We were invited by the Honda's to go to Atami Onsen (hot springs) for New Year's - Oshogatsu. New Year's is a big holiday and lasts for 3 days. Atami is a resort town on the ocean with many hotels and onsens. One of the teachers at school told me that before people started traveling abroad that Atami use to be a very popular honeymoon destination. Atami Onsen is 3-4 hours north of Himeji and maybe 1-1/2 hours south of Tokyo (by bullet train).

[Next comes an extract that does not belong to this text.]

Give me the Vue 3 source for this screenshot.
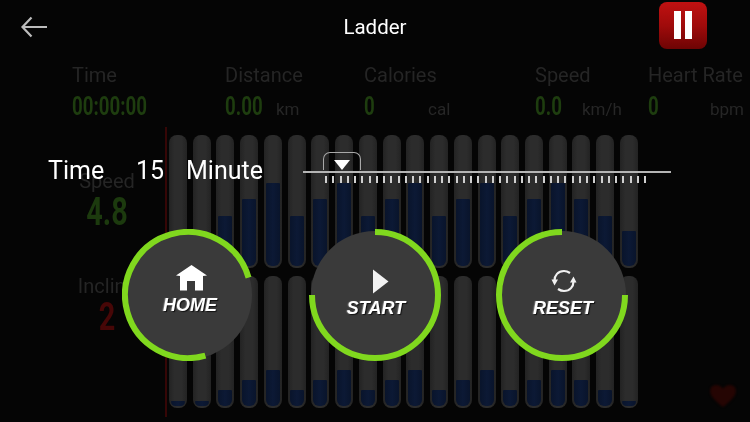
<script setup>
const metrics = [
  { label: 'Time', value: '00:00:00', unit: '', col: 153, valueWidth: 0 },
  { label: 'Distance', value: '0.00', unit: 'km', col: 139, valueWidth: 51 },
  { label: 'Calories', value: '0', unit: 'cal', col: 171, valueWidth: 64 },
  { label: 'Speed', value: '0.0', unit: 'km/h', col: 113, valueWidth: 47 },
  { label: 'Heart Rate', value: '0', unit: 'bpm', col: 102, valueWidth: 62 }
]
const topFills = [0, 0, 50, 67, 83, 50, 67, 83, 50, 67, 83, 50, 67, 83, 50, 67, 83, 67, 50, 35]
const bottomFills = [5, 5, 16, 26, 36, 16, 26, 36, 16, 26, 36, 16, 26, 36, 16, 26, 36, 26, 16, 5]
const ticks = Array.from({ length: 45 }, (_, i) => i)
const buttons = [
  { label: 'HOME', icon: 'home', rotate: 74 },
  { label: 'START', icon: 'play', rotate: -90 },
  { label: 'RESET', icon: 'reset', rotate: 0 }
]
</script>

<template>
  <div class="screen">
    <header class="topbar">
      <div class="top-left">
        <svg class="back" width="28" height="22" viewBox="0 0 28 22" fill="none">
          <path d="M27 11H2.500M11.500 1.500 2.500 11l9 9.500" stroke="#bcbcbc" stroke-width="2.200" />
        </svg>
      </div>
      <h1 class="title">Ladder</h1>
      <div class="top-right">
        <button class="pause" type="button" aria-label="Pause"><i></i><i></i></button>
      </div>
    </header>

    <section class="metrics">
      <div v-for="m in metrics" :key="m.label" class="metric" :style="{ width: m.col + 'px' }">
        <div class="metric-label">{{ m.label }}</div>
        <div class="metric-row">
          <span class="metric-value" :style="m.valueWidth ? { width: m.valueWidth + 'px' } : {}">{{ m.value }}</span>
          <span v-if="m.unit" class="metric-unit">{{ m.unit }}</span>
        </div>
      </div>
    </section>

    <main class="main">
      <aside class="side">
        <div class="side-label">Speed</div>
        <div class="side-value green">4.8</div>
        <div class="side-label incline">Incline</div>
        <div class="side-value red">2</div>
      </aside>
      <div class="chart">
        <div v-for="(f, i) in topFills" :key="'t' + i" class="bar">
          <div class="fill" :style="{ height: f + 'px' }"></div>
        </div>
        <div v-for="(f, i) in bottomFills" :key="'b' + i" class="bar">
          <div class="fill" :style="{ height: f + 'px' }"></div>
        </div>
      </div>
      <div class="heart-col">
        <svg class="heart" width="28" height="24" viewBox="0 0 30 26">
          <path d="M15 25C9 20 1 14 1 7.500 1 3.500 4 1 7.500 1 10.500 1 13.500 2.500 15 5 16.500 2.500 19.500 1 22.500 1 26 1 29 3.500 29 7.500 29 14 21 20 15 25Z" fill="#250503" />
        </svg>
      </div>
    </main>

    <div class="overlay">
      <div class="time-row">
        <span class="time-word">Time</span>
        <span class="time-num">15</span>
        <span class="time-unit">Minute</span>
        <div class="slider">
          <div class="thumb"><span class="thumb-arrow"></span></div>
          <div class="slider-line"></div>
          <div class="ticks"><span v-for="t in ticks" :key="t" class="tick"></span></div>
        </div>
      </div>

      <div class="buttons">
        <button v-for="b in buttons" :key="b.label" class="round" :class="'round-' + b.icon" type="button">
          <svg class="ring" width="132" height="132" viewBox="0 0 132 132">
            <circle cx="66" cy="66" r="64" fill="#3a3a3a" />
            <circle
              cx="66" cy="66" r="63" fill="none" stroke="#80d81e" stroke-width="6"
              pathLength="360" stroke-dasharray="270 90"
              :transform="`rotate(${b.rotate} 66 66)`"
            />
          </svg>
          <span class="round-content">
            <svg v-if="b.icon === 'home'" class="icon" width="36" height="27" viewBox="0 0 36 27">
              <path d="M19.500 0 35 10.500 31 11V25.500H23V16H15V25.500H8V11L4 10.500Z" fill="#fff" />
            </svg>
            <svg v-else-if="b.icon === 'play'" class="icon" width="32" height="27" viewBox="0 0 32 27">
              <path d="M13 1.500 28.500 13.500 13 25.500Z" fill="#f2f2f2" />
            </svg>
            <svg v-else class="icon" width="32" height="27" viewBox="-1 0 32 27" fill="none">
              <path d="M6.500 13C6.500 8 10 3.500 16 3.500 18.500 3.500 20.500 4.500 22 5.500" stroke="#f0f0f0" stroke-width="2.200" />
              <path d="M25.500 14C25.500 19 22 23.500 16 23.500 13.500 23.500 11.500 22.500 10 21.500" stroke="#f0f0f0" stroke-width="2.200" />
              <path d="M3.500 12H10L6.500 18Z" fill="#f0f0f0" />
              <path d="M22 15H28.500L25.500 9Z" fill="#f0f0f0" />
            </svg>
            <span class="round-label">{{ b.label }}</span>
          </span>
        </button>
      </div>
    </div>
  </div>
</template>

<style>
html, body { margin: 0; background: #050505; }
</style>

<style scoped>
.screen {
  position: relative;
  width: 750px;
  height: 422px;
  overflow: hidden;
  background: #050505;
  font-family: Roboto, "Liberation Sans", sans-serif;
  filter: blur(0.35px);
}
.topbar {
  display: grid;
  grid-template-columns: 1fr auto 1fr;
  align-items: center;
  height: 58px;
}
.top-left { padding-left: 20px; display: flex; padding-bottom: 4px; }
.title {
  margin: 0;
  color: #fff;
  font-size: 20.500px;
  font-weight: 400;
  line-height: 1;
  padding-bottom: 3px;
}
.top-right { display: flex; justify-content: flex-end; padding-right: 43px; padding-bottom: 8px; }
.pause {
  width: 48px;
  height: 47px;
  padding: 0;
  border: 0;
  border-radius: 8px;
  background: linear-gradient(#c01111, #a00b0b 50%, #6e0404);
  display: flex;
  align-items: center;
  justify-content: center;
  gap: 4px;
}
.pause i { display: block; width: 7px; height: 28px; background: #fff; }

.metrics {
  display: flex;
  padding-left: 72px;
  height: 63px;
  margin-top: 6px;
}
.metric { flex: none; }
.metric-label { font-size: 20px; line-height: 22px; color: #252525; white-space: nowrap; }
.metric-row { display: flex; align-items: baseline; margin-top: 5px; }
.metric-value {
  display: inline-block;
  font-size: 26px;
  font-weight: 700;
  line-height: 30px;
  color: #1e3d0f;
  transform: scaleX(0.72);
  transform-origin: left center;
  white-space: nowrap;
  flex: none;
}
.metric-unit { font-size: 17px; color: #262626; white-space: nowrap; }

.main { display: flex; height: 295px; }
.side {
  width: 167px;
  flex: none;
  box-sizing: border-box;
  padding: 43px 0 0 49px;
  border-right: 2px solid #360606;
  height: 290px;
  text-align: center;
}
.side-label { font-size: 20px; line-height: 22px; color: #252525; }
.side-value {
  margin-top: -2px;
  font-weight: 700;
  font-size: 39px;
  line-height: 44px;
  transform: scaleX(0.74);
}
.green { color: #1c3a0e; }
.red { color: #470707; }
.incline { margin-top: 41px; }
.chart {
  display: grid;
  grid-template-columns: repeat(20, 18px);
  grid-template-rows: 133px 132px;
  column-gap: 5.740px;
  row-gap: 8px;
  padding: 8px 0 0 2px;
  align-content: start;
  flex: none;
}
.bar {
  display: flex;
  flex-direction: column;
  justify-content: flex-end;
  box-sizing: border-box;
  padding: 0 2px 2px;
  border-radius: 8px;
  background: linear-gradient(90deg, #232323, #2c2c2c 30%, #2c2c2c 70%, #232323);
}
.fill {
  border-radius: 1px 1px 6px 6px;
  background: linear-gradient(90deg, #09142b, #0c1935 50%, #09142b);
}
.heart-col {
  flex: 1;
  display: flex;
  justify-content: flex-end;
  align-items: flex-end;
  padding: 0 13px 14px 0;
}
.heart { filter: blur(1px); }

.overlay {
  position: absolute;
  inset: 0;
}
.time-row {
  display: flex;
  align-items: flex-start;
  padding: 152px 0 0 48px;
  color: #fff;
  font-size: 25px;
  line-height: 38px;
}
.time-word { width: 88px; }
.time-num { width: 50px; }
.time-unit { width: 117px; }
.slider { width: 368px; display: flex; flex-direction: column; }
.thumb {
  box-sizing: border-box;
  width: 38px;
  height: 18px;
  margin-left: 20px;
  border: 1.500px solid #a8a8a8;
  border-bottom: 0;
  border-radius: 7px 7px 0 0;
  display: flex;
  align-items: flex-end;
  justify-content: center;
}
.thumb-arrow {
  width: 0;
  height: 0;
  border-left: 8.500px solid transparent;
  border-right: 8.500px solid transparent;
  border-top: 10px solid #fff;
}
.slider-line { height: 2px; margin-top: 1px; background: #b5b5b5; }
.ticks {
  display: flex;
  justify-content: space-between;
  margin: 3px 25px 0 22px;
}
.tick { width: 2px; height: 7px; background: #cfcfcf; }

.buttons {
  position: absolute;
  top: 229px;
  left: 122px;
  display: flex;
  gap: 55px;
}
.round {
  position: relative;
  width: 132px;
  height: 132px;
  padding: 0;
  border: 0;
  background: none;
  display: flex;
  align-items: center;
  justify-content: center;
}
.ring { position: absolute; inset: 0; }
.round-content {
  position: relative;
  display: flex;
  flex-direction: column;
  align-items: center;
  margin-top: 3px;
}
.round-home .round-content { transform: translate(2px, -6px); }
.round-play .round-content { transform: translate(1px, -3px); }
.round-reset .round-content { transform: translate(1px, -3.500px); }
.icon { display: block; }
.round-label {
  color: #fff;
  font-family: "Liberation Sans", Arial, sans-serif;
  font-size: 18px;
  font-weight: 700;
  font-style: italic;
  line-height: 22px;
  margin-top: 2px;
  text-shadow: 1px 1px 1px #111, -1px 0 1px #777;
}
</style>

From Osaka, we took a bullet train or shinkansen to Atami. The bullet train is fantastic it feels like an airplane but better! It moves really fast, there's tons of leg room and plenty of space to walk around. There are train stewardesses that sell food/drink from a cart. The speed is amazing - we sped by snow covered small towns, tea fields, big cities, the ocean, Mt. Fuji and more. It goes approximately 250-300 miles per hour! As Julian said, “the future is here now.”
When we arrived in Atami, the Hondas were waiting for us by the exit, Yukiko, her mom, dad and grandmother. Outside of the station, there was a foot onsen for people to hang out and soak their feet.
We took two cabs to a beautiful hotel that sits on the ocean. The Hondas reserved two rooms and they both faced the ocean. They were so beautiful! The rooms had tatami mats (a traditional straw mat that's used for flooring) with a large low to the ground table and chairs on the floor. Our room had a bedroom with twin beds and we had a private bathroom with bath/shower and a window facing the ocean. Many hotels with public baths offer rooms without bathtubs/showers. The Hondas were extremely kind in getting us a room with a tub and regular beds, there had been some concern that our guests might not feel comfortable at the public bath or on a futon. Gwynne and Shay slept in the bedroom and Julian, me and Yukiko slept in the tatami room on futons. Luckily, Gwynne and Shay were fine with the public baths! It's an experience not to be missed.
View from our Hotel Room
As soon as we arrived, our hotel assigned us a host who oversaw our every need. We were served green tea and some okashi (sweets) while she told us about the hotel and onsens, checked out our body sizes to fit us for the correct yukatas (Japanese summer cotton kimono) and arranged our dinner and breakfast times. Shay's luggage did not arrive with him and was expected to arrive at Atami sometime during our stay, so we were thrilled when we realized we would all be wearing yukatas most of the weekend and there was no need for clothes. We sat in the tatami room catching up with Yukiko and Honda-san and just stared out at the ocean. The setting was just so gorgeous and unbelievable. I was finally at the ocean! In the four months that I've lived here I've seen the ocean from bus, train and airplane but I hadn't actually been to the ocean yet. I live on an island and I hadn't been to the ocean! It felt so right.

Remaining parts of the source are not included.